**EXERCISE**.
List each line of the data that holds the word "styles".

**MATERIAL**.
------

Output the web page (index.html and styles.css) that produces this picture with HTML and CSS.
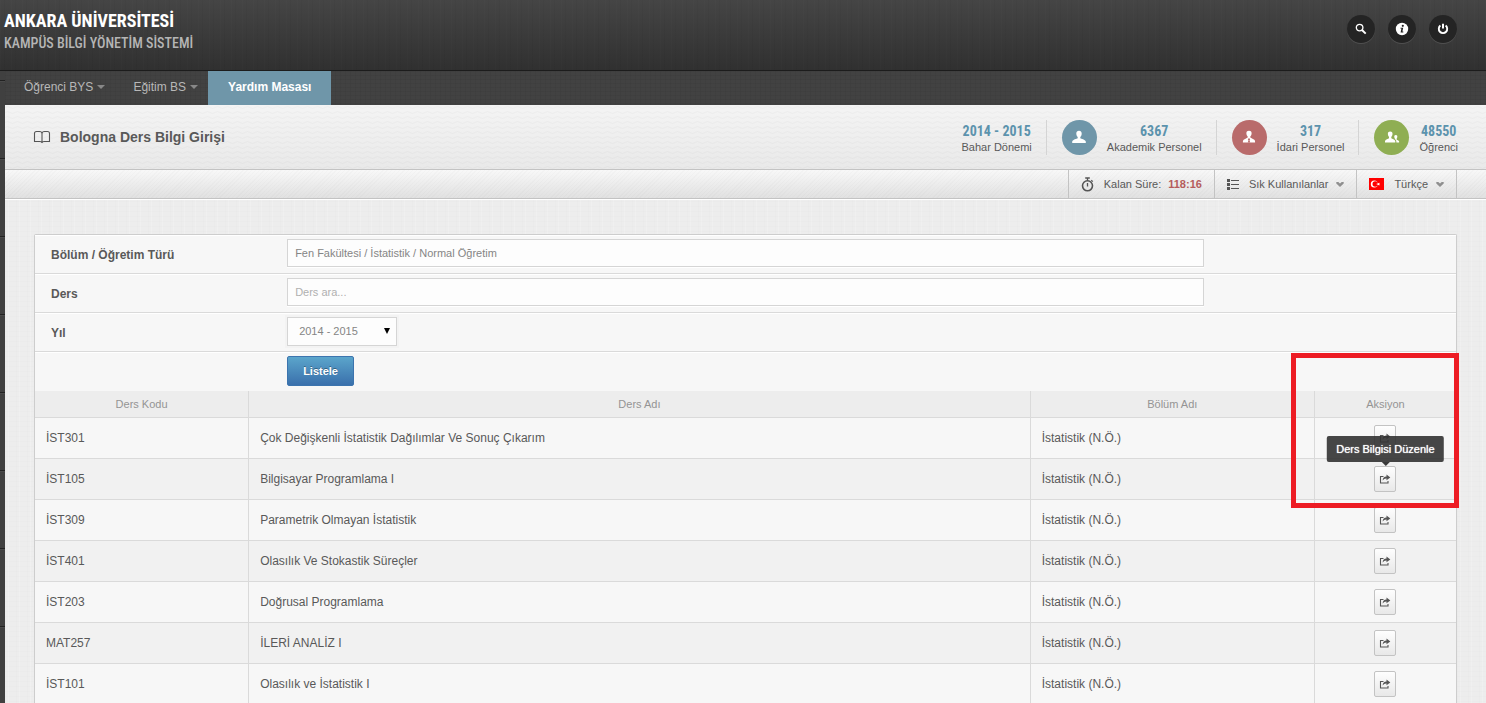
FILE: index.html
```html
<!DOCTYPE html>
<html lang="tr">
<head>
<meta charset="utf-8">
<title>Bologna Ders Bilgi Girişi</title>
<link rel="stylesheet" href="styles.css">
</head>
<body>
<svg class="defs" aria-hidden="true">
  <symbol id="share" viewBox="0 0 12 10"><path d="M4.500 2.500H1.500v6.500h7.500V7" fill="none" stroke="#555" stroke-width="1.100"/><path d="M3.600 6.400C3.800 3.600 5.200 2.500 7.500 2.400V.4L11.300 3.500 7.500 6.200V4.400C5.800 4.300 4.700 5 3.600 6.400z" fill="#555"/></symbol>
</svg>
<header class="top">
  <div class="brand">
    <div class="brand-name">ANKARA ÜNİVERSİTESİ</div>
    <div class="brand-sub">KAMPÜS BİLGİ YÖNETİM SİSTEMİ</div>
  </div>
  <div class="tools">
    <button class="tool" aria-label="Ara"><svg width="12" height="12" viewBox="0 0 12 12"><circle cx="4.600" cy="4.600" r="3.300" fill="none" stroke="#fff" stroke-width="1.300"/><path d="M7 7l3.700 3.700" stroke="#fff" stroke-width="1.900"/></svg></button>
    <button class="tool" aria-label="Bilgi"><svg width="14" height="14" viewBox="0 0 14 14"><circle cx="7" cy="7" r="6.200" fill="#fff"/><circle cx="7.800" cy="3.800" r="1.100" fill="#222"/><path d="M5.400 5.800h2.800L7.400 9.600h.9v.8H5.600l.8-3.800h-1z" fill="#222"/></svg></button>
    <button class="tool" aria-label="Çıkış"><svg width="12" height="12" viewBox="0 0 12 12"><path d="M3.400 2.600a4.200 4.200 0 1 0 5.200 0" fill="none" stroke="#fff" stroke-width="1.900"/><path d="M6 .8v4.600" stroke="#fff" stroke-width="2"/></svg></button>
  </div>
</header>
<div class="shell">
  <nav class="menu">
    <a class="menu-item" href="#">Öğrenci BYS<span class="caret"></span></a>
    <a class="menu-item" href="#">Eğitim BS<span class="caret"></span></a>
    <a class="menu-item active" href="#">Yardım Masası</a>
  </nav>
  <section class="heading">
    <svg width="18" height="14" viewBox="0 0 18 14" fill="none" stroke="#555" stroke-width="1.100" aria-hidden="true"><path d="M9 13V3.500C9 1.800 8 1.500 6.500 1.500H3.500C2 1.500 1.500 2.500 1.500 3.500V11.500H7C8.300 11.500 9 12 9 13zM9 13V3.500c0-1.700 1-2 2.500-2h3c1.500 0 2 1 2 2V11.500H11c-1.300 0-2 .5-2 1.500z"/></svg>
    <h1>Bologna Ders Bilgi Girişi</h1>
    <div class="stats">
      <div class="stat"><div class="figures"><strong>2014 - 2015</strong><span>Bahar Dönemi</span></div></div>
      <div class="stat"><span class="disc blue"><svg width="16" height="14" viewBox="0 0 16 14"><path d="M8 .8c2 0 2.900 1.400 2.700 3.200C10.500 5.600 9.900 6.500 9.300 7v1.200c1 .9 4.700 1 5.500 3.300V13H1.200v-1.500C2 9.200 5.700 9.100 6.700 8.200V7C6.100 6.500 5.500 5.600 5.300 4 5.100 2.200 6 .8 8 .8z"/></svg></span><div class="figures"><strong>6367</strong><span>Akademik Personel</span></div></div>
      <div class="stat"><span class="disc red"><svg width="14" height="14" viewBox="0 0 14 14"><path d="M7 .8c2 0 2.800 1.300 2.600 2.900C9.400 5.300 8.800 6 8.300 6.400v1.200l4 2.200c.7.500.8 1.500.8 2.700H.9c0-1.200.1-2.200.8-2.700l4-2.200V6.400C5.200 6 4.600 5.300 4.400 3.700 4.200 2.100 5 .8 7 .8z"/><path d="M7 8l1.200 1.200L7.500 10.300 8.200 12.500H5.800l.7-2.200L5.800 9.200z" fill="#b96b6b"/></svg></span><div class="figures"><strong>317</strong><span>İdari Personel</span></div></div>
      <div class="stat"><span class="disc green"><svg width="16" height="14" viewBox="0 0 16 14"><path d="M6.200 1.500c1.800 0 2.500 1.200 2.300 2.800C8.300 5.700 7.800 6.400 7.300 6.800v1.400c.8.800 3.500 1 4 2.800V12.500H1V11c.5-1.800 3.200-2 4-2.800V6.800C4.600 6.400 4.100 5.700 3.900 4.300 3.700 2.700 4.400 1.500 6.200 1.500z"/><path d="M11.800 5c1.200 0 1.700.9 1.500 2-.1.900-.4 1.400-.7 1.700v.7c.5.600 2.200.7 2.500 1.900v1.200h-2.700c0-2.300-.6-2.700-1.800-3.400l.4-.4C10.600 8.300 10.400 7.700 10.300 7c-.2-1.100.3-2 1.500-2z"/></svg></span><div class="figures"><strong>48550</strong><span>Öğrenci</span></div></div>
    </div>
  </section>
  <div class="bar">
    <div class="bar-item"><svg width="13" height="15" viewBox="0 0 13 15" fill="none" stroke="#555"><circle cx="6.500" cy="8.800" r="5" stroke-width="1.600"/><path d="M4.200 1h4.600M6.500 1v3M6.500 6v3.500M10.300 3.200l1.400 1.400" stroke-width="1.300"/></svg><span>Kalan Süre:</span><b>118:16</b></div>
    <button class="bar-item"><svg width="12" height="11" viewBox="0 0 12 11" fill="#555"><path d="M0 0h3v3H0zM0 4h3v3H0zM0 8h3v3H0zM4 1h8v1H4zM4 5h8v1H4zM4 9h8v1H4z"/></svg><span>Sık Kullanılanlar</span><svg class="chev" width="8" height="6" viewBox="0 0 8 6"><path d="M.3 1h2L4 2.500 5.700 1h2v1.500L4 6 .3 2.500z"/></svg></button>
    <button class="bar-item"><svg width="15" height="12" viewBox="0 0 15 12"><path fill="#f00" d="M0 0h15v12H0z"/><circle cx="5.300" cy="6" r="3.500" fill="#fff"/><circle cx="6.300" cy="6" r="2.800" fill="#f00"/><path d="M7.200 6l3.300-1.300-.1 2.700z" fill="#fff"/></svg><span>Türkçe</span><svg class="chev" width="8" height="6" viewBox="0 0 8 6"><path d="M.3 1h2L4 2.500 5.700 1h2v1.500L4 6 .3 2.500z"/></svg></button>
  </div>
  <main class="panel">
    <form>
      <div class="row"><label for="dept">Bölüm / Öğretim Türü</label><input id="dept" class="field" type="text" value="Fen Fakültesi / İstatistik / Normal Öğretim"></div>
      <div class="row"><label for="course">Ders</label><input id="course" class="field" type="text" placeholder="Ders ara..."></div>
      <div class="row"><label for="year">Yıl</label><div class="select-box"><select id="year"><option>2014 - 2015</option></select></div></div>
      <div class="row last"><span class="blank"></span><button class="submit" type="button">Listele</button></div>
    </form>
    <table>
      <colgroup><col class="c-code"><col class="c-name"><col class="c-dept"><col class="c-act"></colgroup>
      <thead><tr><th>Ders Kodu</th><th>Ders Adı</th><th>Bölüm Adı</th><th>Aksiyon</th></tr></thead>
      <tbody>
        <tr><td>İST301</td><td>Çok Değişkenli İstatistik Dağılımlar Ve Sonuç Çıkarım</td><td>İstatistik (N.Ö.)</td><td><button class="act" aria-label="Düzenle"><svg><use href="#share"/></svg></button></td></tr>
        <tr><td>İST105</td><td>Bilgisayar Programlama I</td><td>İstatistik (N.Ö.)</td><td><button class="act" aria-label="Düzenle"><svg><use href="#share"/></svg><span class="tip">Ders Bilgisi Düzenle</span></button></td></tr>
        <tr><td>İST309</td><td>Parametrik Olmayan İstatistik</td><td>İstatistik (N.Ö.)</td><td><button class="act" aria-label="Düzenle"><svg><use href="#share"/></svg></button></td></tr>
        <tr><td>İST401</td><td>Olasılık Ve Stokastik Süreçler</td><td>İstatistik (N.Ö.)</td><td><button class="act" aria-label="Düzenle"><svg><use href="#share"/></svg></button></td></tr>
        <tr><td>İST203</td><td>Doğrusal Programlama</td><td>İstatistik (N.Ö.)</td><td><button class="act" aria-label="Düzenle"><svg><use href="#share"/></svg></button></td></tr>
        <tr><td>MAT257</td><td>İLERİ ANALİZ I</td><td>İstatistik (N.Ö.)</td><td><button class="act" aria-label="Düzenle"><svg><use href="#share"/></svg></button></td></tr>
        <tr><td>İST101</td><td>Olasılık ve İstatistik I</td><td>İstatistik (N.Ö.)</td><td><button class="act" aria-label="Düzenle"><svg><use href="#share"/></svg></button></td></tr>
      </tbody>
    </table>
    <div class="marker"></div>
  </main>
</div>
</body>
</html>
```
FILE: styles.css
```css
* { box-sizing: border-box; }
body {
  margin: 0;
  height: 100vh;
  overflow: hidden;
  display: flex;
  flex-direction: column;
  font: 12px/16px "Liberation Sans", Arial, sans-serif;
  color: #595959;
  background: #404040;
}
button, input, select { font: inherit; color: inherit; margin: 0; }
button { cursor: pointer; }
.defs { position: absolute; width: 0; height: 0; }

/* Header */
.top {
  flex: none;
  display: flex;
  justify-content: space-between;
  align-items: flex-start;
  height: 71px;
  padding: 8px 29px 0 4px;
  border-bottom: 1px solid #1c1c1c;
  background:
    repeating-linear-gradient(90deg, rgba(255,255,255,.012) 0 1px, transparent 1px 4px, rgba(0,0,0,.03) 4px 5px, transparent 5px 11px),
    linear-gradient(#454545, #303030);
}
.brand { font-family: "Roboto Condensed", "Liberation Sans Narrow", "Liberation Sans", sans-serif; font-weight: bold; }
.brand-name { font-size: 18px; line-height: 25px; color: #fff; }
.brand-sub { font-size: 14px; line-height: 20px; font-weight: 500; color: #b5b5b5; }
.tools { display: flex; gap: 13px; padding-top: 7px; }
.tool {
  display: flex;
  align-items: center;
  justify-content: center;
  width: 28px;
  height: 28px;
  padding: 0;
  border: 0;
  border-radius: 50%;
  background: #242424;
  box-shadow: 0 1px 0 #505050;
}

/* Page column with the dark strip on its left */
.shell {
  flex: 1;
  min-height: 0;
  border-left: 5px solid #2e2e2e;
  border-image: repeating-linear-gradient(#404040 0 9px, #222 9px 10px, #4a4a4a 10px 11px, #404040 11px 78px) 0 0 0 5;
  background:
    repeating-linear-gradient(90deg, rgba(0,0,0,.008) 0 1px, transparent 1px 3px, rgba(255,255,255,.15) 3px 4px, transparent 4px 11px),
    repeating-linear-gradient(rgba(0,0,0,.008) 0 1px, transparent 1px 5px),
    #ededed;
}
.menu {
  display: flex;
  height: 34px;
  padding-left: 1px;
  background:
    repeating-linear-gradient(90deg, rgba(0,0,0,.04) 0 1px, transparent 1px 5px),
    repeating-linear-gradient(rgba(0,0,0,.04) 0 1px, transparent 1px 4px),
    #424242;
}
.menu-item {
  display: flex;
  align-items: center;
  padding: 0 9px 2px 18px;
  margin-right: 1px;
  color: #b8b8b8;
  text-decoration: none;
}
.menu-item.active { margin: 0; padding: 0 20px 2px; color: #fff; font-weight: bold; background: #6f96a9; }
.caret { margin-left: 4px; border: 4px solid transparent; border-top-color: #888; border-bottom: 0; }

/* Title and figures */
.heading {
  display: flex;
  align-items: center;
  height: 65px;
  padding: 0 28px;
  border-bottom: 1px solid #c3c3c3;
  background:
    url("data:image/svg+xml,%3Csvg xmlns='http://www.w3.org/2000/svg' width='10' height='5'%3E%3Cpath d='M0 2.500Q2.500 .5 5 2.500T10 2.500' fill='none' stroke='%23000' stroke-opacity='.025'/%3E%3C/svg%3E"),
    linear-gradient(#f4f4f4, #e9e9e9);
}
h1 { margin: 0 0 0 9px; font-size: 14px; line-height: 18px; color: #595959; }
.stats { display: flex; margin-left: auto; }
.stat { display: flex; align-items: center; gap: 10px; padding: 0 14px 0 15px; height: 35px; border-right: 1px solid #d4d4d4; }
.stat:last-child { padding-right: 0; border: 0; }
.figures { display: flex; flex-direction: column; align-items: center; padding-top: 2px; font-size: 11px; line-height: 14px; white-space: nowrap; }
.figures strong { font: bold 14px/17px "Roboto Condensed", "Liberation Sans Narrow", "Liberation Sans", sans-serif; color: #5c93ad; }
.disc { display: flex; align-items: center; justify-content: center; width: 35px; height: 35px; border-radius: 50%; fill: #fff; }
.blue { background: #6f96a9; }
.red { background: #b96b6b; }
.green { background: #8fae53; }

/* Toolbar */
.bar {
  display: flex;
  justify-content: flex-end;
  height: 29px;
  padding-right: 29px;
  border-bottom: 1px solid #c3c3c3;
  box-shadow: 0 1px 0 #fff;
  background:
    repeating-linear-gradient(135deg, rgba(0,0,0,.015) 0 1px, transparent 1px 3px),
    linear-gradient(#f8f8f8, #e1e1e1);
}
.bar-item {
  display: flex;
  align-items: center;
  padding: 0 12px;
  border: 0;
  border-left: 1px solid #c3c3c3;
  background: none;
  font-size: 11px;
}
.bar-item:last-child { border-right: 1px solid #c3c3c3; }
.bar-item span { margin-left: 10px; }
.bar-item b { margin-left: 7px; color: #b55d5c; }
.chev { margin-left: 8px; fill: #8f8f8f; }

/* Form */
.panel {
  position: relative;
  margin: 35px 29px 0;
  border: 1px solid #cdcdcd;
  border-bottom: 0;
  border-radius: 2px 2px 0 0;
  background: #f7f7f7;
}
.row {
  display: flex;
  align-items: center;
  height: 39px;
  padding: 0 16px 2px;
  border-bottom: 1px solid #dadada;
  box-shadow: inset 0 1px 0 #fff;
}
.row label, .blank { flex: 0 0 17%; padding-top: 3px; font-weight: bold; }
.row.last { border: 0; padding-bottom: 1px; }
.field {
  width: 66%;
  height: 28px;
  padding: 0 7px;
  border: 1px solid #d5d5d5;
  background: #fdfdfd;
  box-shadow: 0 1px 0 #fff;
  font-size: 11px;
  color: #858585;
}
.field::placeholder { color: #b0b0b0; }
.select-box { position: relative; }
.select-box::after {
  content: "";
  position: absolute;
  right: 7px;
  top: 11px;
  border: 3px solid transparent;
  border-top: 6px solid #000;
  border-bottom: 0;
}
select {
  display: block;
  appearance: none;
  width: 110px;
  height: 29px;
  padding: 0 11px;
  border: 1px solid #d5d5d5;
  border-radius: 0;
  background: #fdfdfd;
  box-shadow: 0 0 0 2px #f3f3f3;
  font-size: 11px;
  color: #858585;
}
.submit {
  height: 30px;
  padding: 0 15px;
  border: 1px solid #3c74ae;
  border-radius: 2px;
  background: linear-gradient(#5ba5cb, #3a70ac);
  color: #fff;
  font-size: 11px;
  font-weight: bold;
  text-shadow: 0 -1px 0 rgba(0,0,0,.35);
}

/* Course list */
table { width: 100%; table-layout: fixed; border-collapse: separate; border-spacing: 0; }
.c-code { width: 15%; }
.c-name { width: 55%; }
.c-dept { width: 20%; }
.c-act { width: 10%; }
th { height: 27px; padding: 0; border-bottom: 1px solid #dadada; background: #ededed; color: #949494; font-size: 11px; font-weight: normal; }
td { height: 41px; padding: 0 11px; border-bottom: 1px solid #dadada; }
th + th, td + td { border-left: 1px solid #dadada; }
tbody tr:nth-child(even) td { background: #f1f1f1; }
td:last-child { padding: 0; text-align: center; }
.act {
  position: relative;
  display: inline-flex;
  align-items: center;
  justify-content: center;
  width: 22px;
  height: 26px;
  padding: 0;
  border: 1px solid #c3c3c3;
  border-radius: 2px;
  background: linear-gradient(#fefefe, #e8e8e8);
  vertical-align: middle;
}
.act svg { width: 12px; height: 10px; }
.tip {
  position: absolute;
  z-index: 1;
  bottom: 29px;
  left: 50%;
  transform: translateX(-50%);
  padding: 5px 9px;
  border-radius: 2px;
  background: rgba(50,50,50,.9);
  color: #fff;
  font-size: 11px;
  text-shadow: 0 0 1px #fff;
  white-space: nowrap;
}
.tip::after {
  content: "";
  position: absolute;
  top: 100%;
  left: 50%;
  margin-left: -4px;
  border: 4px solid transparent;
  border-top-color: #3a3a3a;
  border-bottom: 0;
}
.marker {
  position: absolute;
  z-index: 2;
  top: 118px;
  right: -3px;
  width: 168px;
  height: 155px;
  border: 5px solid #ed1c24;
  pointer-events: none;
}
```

------

**SOLUTION**.
Output the web page (index.html and styles.css) that produces this picture with HTML and CSS.
<link rel="stylesheet" href="styles.css">
FILE: styles.css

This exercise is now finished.